|
|
|
|
|
by 0x07c0
3746 days ago
|
|
I wish that to be true, but that is not what I'm seeing. (I'm doing HPC.) . It's not about native c performance vs some other language. Its about the the low level stuff you can do in C. You use avx (and the compiler don't help(they are supposed to, but don't do it very well), you have to use intrinsics or asm), then memory stuff, cash blocking, alignment, non temporal stuff. Same for CUDA, compiler don't get that much performance. You have to think about all low level stuff, usually memory, like alignment, use shared memory or not, cash line size etc.. . And then you are using multiple GPUs.. No help from compiler, you have to do all by your self. Had been nice with compiler doing it, and there are some compiler that helps. But you don't get max performance, and with some effort the performance you get by handcoding all this stuff is much greater then what compilers can give you.
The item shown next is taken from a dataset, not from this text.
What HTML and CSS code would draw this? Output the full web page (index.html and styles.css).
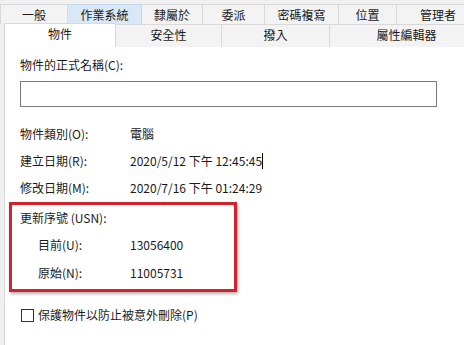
FILE: index.html
```html
<!DOCTYPE html>
<html lang="zh-Hant">
<head>
  <meta charset="UTF-8">
  <title>內容</title>
  <link rel="stylesheet" href="styles.css">
</head>
<body>
<div class="dialog">
  <div class="tabs row1">
    <div class="tab">一般</div>
    <div class="tab hover">作業系統</div>
    <div class="tab">隸屬於</div>
    <div class="tab">委派</div>
    <div class="tab">密碼複寫</div>
    <div class="tab">位置</div>
    <div class="tab">管理者</div>
  </div>
  <div class="tabs row2">
    <div class="tab active">物件</div>
    <div class="tab">安全性</div>
    <div class="tab">撥入</div>
    <div class="tab">屬性編輯器</div>
  </div>

  <div class="panel">
    <div class="label">物件的正式名稱(C):</div>
    <div class="textbox"></div>

    <div class="fields">
      <div class="field"><span>物件類別(O):</span><span>電腦</span></div>
      <div class="field"><span>建立日期(R):</span><span>2020/5/12 下午 12:45:45<i class="caret"></i></span></div>
      <div class="field"><span>修改日期(M):</span><span>2020/7/16 下午 01:24:29</span></div>
    </div>

    <div class="usn">
      <div class="usn-title">更新序號 (USN):</div>
      <div class="usn-row"><span>目前(U):</span><span>13056400</span></div>
      <div class="usn-row"><span>原始(N):</span><span>11005731</span></div>
    </div>

    <label class="check"><span class="box"></span>保護物件以防止被意外刪除(P)</label>
  </div>
</div>
</body>
</html>
```

FILE: styles.css
```css
body {
  margin: 0;
  font-family: "Noto Sans CJK TC", "Liberation Sans", sans-serif;
  font-size: 12px;
  color: #1a1a1a;
  background: #f0f0f0;
  width: 464px;
  height: 345px;
  overflow: hidden;
}
.dialog {
  padding-top: 4px;
  width: 480px;
}
.tabs {
  display: grid;
}
.row1 {
  grid-template-columns: 68px 74px 61px 62px 74px 58px 83px;
  height: 20px;
}
.row2 {
  grid-template-columns: 112px 106px 108px 154px;
  margin-left: 4px;
  height: 21px;
  position: relative;
  z-index: 1;
}
.tab {
  text-align: center;
  line-height: 19px;
  background: #f3f3f3;
  border: 1px solid #d9d9d9;
  border-left: none;
  border-bottom: none;
}
.row1 .tab:first-child {
  border-left: 1px solid #d9d9d9;
}
.row1 .tab.hover {
  background: #d9e8f7;
  border-color: #c3d9ef;
}
.row2 .tab {
  line-height: 20px;
}
.row2 .tab.active {
  background: #fff;
  border-left: 1px solid #d9d9d9;
  margin-top: -1px;
  height: 23px;
}
.panel {
  background: #fff;
  border: 1px solid #d9d9d9;
  margin-left: 4px;
  padding: 10px 0 0 15px;
  height: 300px;
}
.label {
  line-height: 18px;
}
.textbox {
  margin-top: 7px;
  width: 415px;
  height: 24px;
  border: 1px solid #7a7a7a;
  background: #fff;
}
.fields {
  margin-top: 13px;
}
.field {
  display: grid;
  grid-template-columns: 110px 1fr;
  line-height: 27px;
}
.caret {
  display: inline-block;
  width: 1px;
  height: 16px;
  background: #000;
  vertical-align: -3px;
}
.usn {
  margin: 1px 0 0 -11px;
  width: 214px;
  border: 3px solid #d0232b;
  padding: 0 0 2px 8px;
  box-shadow: 1px 2px 3px rgba(0, 0, 0, 0.3);
}
.usn-title {
  line-height: 26px;
}
.usn-row {
  display: grid;
  grid-template-columns: 92px 1fr;
  padding-left: 18px;
  line-height: 28px;
}
.check {
  display: flex;
  align-items: center;
  margin-top: 14px;
  line-height: 18px;
}
.box {
  width: 11px;
  height: 11px;
  border: 1px solid #333;
  margin: 0 4px 0 1px;
  background: #fff;
}
```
And that advantage is increasing. |
|
I would argue that the low level work you are doing should be done in a macro or compiler.
http://www.graphics.stanford.edu/~hanrahan/talks/dsl/dsl1.pd...
http://www.graphics.stanford.edu/~hanrahan/talks/dsl/dsl2.pd...
Pat Hanrahan makes a compelling argument for using special purpose DSLs to construct efficient performant code that takes advantage of heterogeneous hardware.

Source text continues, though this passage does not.